>>
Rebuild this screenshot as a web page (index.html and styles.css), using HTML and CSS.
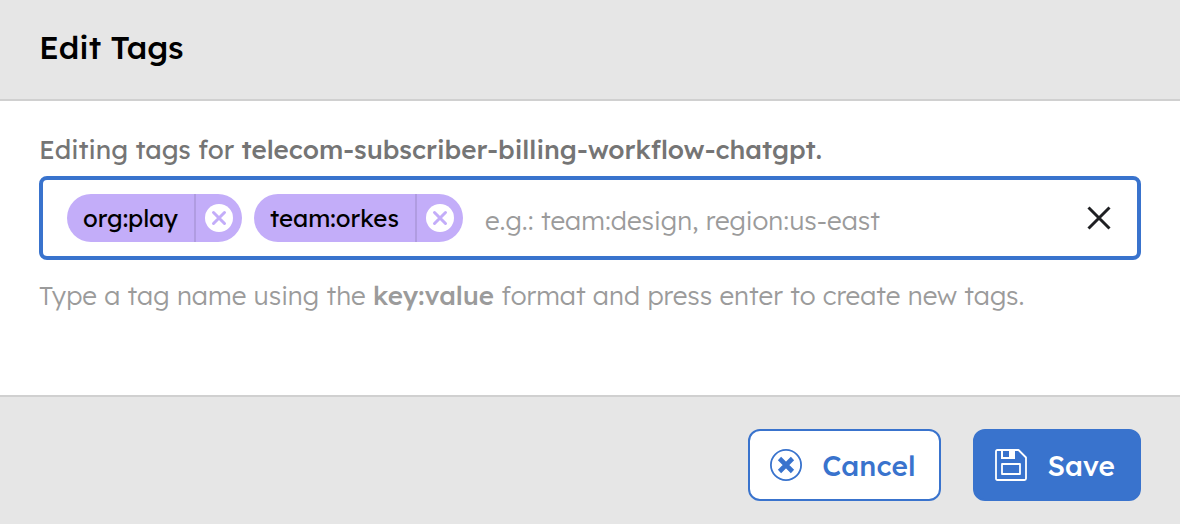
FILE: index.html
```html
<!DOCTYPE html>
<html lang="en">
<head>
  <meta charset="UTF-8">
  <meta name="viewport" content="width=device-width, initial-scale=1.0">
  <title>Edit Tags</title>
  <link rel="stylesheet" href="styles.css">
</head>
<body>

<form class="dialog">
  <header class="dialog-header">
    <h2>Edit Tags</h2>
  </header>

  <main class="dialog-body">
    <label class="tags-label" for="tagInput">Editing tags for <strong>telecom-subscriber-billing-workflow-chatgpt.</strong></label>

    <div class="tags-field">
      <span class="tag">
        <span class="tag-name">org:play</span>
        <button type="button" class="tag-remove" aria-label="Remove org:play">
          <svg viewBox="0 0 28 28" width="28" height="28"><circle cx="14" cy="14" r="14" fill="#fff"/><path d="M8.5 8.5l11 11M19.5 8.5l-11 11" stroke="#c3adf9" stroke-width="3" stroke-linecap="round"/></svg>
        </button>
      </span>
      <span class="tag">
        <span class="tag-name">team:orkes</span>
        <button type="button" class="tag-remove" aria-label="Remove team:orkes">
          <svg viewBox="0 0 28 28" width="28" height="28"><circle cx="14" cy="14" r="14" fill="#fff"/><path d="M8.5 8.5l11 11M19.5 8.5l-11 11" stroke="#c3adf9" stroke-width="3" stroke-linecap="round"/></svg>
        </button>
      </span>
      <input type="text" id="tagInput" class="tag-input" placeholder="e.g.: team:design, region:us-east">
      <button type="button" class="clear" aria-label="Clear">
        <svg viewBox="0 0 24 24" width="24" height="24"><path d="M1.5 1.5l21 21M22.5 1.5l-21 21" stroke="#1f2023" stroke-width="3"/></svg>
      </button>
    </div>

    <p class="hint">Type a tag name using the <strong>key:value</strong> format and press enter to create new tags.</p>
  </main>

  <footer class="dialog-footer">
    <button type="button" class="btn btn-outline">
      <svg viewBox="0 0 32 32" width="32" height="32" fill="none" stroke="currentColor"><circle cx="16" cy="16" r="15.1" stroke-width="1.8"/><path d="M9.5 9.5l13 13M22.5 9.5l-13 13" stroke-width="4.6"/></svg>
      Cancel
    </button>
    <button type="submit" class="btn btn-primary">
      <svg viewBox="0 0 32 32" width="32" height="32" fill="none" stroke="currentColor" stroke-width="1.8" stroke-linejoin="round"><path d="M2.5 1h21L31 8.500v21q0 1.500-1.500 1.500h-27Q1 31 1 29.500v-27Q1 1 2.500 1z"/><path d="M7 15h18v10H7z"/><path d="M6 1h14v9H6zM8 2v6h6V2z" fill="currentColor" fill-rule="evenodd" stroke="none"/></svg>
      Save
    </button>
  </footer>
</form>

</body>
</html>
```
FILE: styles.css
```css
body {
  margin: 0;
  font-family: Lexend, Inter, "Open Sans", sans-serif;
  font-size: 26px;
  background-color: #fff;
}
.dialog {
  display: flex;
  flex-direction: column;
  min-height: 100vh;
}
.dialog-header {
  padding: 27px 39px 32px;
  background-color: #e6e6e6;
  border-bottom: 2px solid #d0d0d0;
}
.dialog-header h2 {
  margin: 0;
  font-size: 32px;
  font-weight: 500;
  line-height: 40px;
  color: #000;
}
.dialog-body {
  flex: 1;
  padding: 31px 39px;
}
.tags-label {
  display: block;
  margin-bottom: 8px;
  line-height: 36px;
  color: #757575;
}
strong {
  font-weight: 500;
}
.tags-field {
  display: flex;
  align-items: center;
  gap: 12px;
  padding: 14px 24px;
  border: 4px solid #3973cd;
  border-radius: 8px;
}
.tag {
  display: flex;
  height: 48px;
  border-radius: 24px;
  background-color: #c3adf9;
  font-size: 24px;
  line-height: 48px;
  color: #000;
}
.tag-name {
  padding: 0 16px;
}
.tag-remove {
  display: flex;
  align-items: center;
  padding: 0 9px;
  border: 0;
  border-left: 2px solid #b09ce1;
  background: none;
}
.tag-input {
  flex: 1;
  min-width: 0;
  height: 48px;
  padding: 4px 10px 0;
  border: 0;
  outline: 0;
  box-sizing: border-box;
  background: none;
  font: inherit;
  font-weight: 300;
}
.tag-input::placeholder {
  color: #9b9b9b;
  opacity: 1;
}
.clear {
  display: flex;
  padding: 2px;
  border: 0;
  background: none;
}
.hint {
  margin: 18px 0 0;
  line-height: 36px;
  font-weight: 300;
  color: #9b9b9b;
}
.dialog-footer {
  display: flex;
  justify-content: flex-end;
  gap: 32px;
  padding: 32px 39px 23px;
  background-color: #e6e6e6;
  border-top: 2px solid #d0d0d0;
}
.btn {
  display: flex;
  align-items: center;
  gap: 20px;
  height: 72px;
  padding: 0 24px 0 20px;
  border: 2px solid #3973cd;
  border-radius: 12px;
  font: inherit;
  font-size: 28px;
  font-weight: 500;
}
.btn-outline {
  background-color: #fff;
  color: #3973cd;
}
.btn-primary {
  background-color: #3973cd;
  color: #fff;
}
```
<<
Reproduce the listing exactly. Leave its pictures out.

Rebuild this screenshot as a web page (index.html and styles.css), using HTML and CSS.
FILE: index.html
```html
<!DOCTYPE html>
<html lang="en">
<head>
  <meta charset="UTF-8">
  <meta name="viewport" content="width=device-width, initial-scale=1.0">
  <title>Edit Tags</title>
  <link rel="stylesheet" href="styles.css">
</head>
<body>

<form class="dialog">
  <header class="dialog-header">
    <h2>Edit Tags</h2>
  </header>

  <main class="dialog-body">
    <label class="tags-label" for="tagInput">Editing tags for <strong>telecom-subscriber-billing-workflow-chatgpt.</strong></label>

    <div class="tags-field">
      <span class="tag">
        <span class="tag-name">org:play</span>
        <button type="button" class="tag-remove" aria-label="Remove org:play">
          <svg viewBox="0 0 28 28" width="28" height="28"><circle cx="14" cy="14" r="14" fill="#fff"/><path d="M8.5 8.5l11 11M19.5 8.5l-11 11" stroke="#c3adf9" stroke-width="3" stroke-linecap="round"/></svg>
        </button>
      </span>
      <span class="tag">
        <span class="tag-name">team:orkes</span>
        <button type="button" class="tag-remove" aria-label="Remove team:orkes">
          <svg viewBox="0 0 28 28" width="28" height="28"><circle cx="14" cy="14" r="14" fill="#fff"/><path d="M8.5 8.5l11 11M19.5 8.5l-11 11" stroke="#c3adf9" stroke-width="3" stroke-linecap="round"/></svg>
        </button>
      </span>
      <input type="text" id="tagInput" class="tag-input" placeholder="e.g.: team:design, region:us-east">
      <button type="button" class="clear" aria-label="Clear">
        <svg viewBox="0 0 24 24" width="24" height="24"><path d="M1.5 1.5l21 21M22.5 1.5l-21 21" stroke="#1f2023" stroke-width="3"/></svg>
      </button>
    </div>

    <p class="hint">Type a tag name using the <strong>key:value</strong> format and press enter to create new tags.</p>
  </main>

  <footer class="dialog-footer">
    <button type="button" class="btn btn-outline">
      <svg viewBox="0 0 32 32" width="32" height="32" fill="none" stroke="currentColor"><circle cx="16" cy="16" r="15.1" stroke-width="1.8"/><path d="M9.5 9.5l13 13M22.5 9.5l-13 13" stroke-width="4.6"/></svg>
      Cancel
    </button>
    <button type="submit" class="btn btn-primary">
      <svg viewBox="0 0 32 32" width="32" height="32" fill="none" stroke="currentColor" stroke-width="1.8" stroke-linejoin="round"><path d="M2.5 1h21L31 8.500v21q0 1.500-1.500 1.500h-27Q1 31 1 29.500v-27Q1 1 2.500 1z"/><path d="M7 15h18v10H7z"/><path d="M6 1h14v9H6zM8 2v6h6V2z" fill="currentColor" fill-rule="evenodd" stroke="none"/></svg>
      Save
    </button>
  </footer>
</form>

</body>
</html>
```
FILE: styles.css
```css
body {
  margin: 0;
  font-family: Lexend, Inter, "Open Sans", sans-serif;
  font-size: 26px;
  background-color: #fff;
}
.dialog {
  display: flex;
  flex-direction: column;
  min-height: 100vh;
}
.dialog-header {
  padding: 27px 39px 32px;
  background-color: #e6e6e6;
  border-bottom: 2px solid #d0d0d0;
}
.dialog-header h2 {
  margin: 0;
  font-size: 32px;
  font-weight: 500;
  line-height: 40px;
  color: #000;
}
.dialog-body {
  flex: 1;
  padding: 31px 39px;
}
.tags-label {
  display: block;
  margin-bottom: 8px;
  line-height: 36px;
  color: #757575;
}
strong {
  font-weight: 500;
}
.tags-field {
  display: flex;
  align-items: center;
  gap: 12px;
  padding: 14px 24px;
  border: 4px solid #3973cd;
  border-radius: 8px;
}
.tag {
  display: flex;
  height: 48px;
  border-radius: 24px;
  background-color: #c3adf9;
  font-size: 24px;
  line-height: 48px;
  color: #000;
}
.tag-name {
  padding: 0 16px;
}
.tag-remove {
  display: flex;
  align-items: center;
  padding: 0 9px;
  border: 0;
  border-left: 2px solid #b09ce1;
  background: none;
}
.tag-input {
  flex: 1;
  min-width: 0;
  height: 48px;
  padding: 4px 10px 0;
  border: 0;
  outline: 0;
  box-sizing: border-box;
  background: none;
  font: inherit;
  font-weight: 300;
}
.tag-input::placeholder {
  color: #9b9b9b;
  opacity: 1;
}
.clear {
  display: flex;
  padding: 2px;
  border: 0;
  background: none;
}
.hint {
  margin: 18px 0 0;
  line-height: 36px;
  font-weight: 300;
  color: #9b9b9b;
}
.dialog-footer {
  display: flex;
  justify-content: flex-end;
  gap: 32px;
  padding: 32px 39px 23px;
  background-color: #e6e6e6;
  border-top: 2px solid #d0d0d0;
}
.btn {
  display: flex;
  align-items: center;
  gap: 20px;
  height: 72px;
  padding: 0 24px 0 20px;
  border: 2px solid #3973cd;
  border-radius: 12px;
  font: inherit;
  font-size: 28px;
  font-weight: 500;
}
.btn-outline {
  background-color: #fff;
  color: #3973cd;
}
.btn-primary {
  background-color: #3973cd;
  color: #fff;
}
```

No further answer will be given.